(TASK DESCRIPTION) Pick out the lines containing "React".

----------------

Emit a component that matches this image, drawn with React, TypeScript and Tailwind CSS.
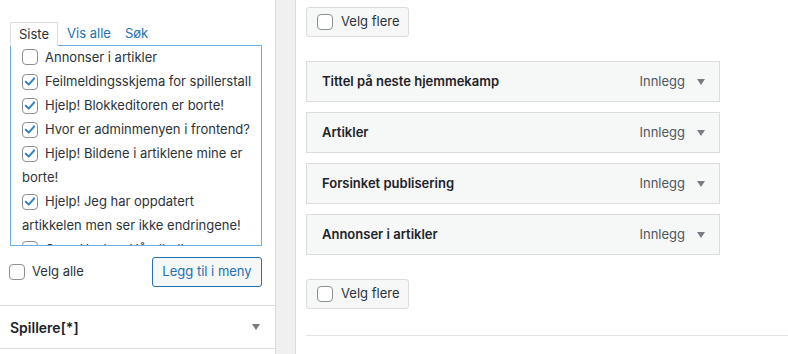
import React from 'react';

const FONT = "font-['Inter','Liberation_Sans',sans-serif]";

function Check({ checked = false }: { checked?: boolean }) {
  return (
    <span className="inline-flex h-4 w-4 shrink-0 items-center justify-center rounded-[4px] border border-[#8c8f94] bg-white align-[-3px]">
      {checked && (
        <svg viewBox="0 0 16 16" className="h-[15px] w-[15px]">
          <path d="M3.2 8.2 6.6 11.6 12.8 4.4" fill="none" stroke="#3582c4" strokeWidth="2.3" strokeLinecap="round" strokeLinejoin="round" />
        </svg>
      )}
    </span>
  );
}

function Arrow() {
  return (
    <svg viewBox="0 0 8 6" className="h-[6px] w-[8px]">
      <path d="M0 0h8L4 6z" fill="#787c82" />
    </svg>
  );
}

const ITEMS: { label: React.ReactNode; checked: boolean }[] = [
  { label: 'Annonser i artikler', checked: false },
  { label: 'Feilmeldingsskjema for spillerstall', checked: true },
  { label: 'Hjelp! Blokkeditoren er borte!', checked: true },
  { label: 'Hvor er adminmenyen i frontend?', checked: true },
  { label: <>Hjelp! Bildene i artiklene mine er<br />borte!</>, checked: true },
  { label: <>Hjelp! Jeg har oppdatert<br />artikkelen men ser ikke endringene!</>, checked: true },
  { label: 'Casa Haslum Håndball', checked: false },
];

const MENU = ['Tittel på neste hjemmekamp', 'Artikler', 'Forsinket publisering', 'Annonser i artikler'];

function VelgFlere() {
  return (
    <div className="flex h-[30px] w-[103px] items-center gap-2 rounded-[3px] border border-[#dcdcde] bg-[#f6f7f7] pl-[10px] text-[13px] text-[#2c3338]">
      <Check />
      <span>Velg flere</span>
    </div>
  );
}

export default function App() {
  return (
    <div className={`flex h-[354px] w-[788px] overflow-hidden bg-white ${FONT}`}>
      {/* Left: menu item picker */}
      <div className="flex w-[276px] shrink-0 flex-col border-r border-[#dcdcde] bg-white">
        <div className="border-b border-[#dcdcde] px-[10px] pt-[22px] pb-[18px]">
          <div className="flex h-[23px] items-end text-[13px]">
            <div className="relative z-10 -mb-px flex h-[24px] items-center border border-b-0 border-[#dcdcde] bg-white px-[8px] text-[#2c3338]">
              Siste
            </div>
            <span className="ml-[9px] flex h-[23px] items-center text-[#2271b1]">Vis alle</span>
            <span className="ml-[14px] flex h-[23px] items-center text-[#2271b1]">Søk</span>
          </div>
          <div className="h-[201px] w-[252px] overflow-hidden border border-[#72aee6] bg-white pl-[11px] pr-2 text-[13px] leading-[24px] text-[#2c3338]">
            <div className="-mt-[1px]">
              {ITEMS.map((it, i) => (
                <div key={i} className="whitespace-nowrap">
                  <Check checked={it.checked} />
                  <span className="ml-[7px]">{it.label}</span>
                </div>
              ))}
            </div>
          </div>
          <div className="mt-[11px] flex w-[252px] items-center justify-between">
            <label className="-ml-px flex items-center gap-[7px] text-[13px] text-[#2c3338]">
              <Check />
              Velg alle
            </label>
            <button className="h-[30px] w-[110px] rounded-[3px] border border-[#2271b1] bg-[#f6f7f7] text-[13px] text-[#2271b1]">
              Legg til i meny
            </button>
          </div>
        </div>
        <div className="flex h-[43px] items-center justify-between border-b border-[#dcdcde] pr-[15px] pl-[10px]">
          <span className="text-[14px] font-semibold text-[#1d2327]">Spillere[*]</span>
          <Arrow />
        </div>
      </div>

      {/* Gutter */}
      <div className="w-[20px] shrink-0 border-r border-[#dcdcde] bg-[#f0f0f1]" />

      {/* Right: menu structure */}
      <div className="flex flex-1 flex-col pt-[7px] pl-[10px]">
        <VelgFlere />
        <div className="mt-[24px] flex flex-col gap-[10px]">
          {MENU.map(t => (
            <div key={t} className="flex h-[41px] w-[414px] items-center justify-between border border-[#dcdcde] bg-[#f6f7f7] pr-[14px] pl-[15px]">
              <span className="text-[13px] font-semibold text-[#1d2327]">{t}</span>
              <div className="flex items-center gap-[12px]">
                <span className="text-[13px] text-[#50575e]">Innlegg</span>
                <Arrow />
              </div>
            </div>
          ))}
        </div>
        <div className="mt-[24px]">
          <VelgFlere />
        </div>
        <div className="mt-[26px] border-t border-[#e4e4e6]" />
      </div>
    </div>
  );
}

----------------

(RESPONSE FOR THIS EXERCISE)
Emit a component that matches this image, drawn with React, TypeScript and Tailwind CSS.
import React from 'react';
const ITEMS: { label: React.ReactNode; checked: boolean }[] = [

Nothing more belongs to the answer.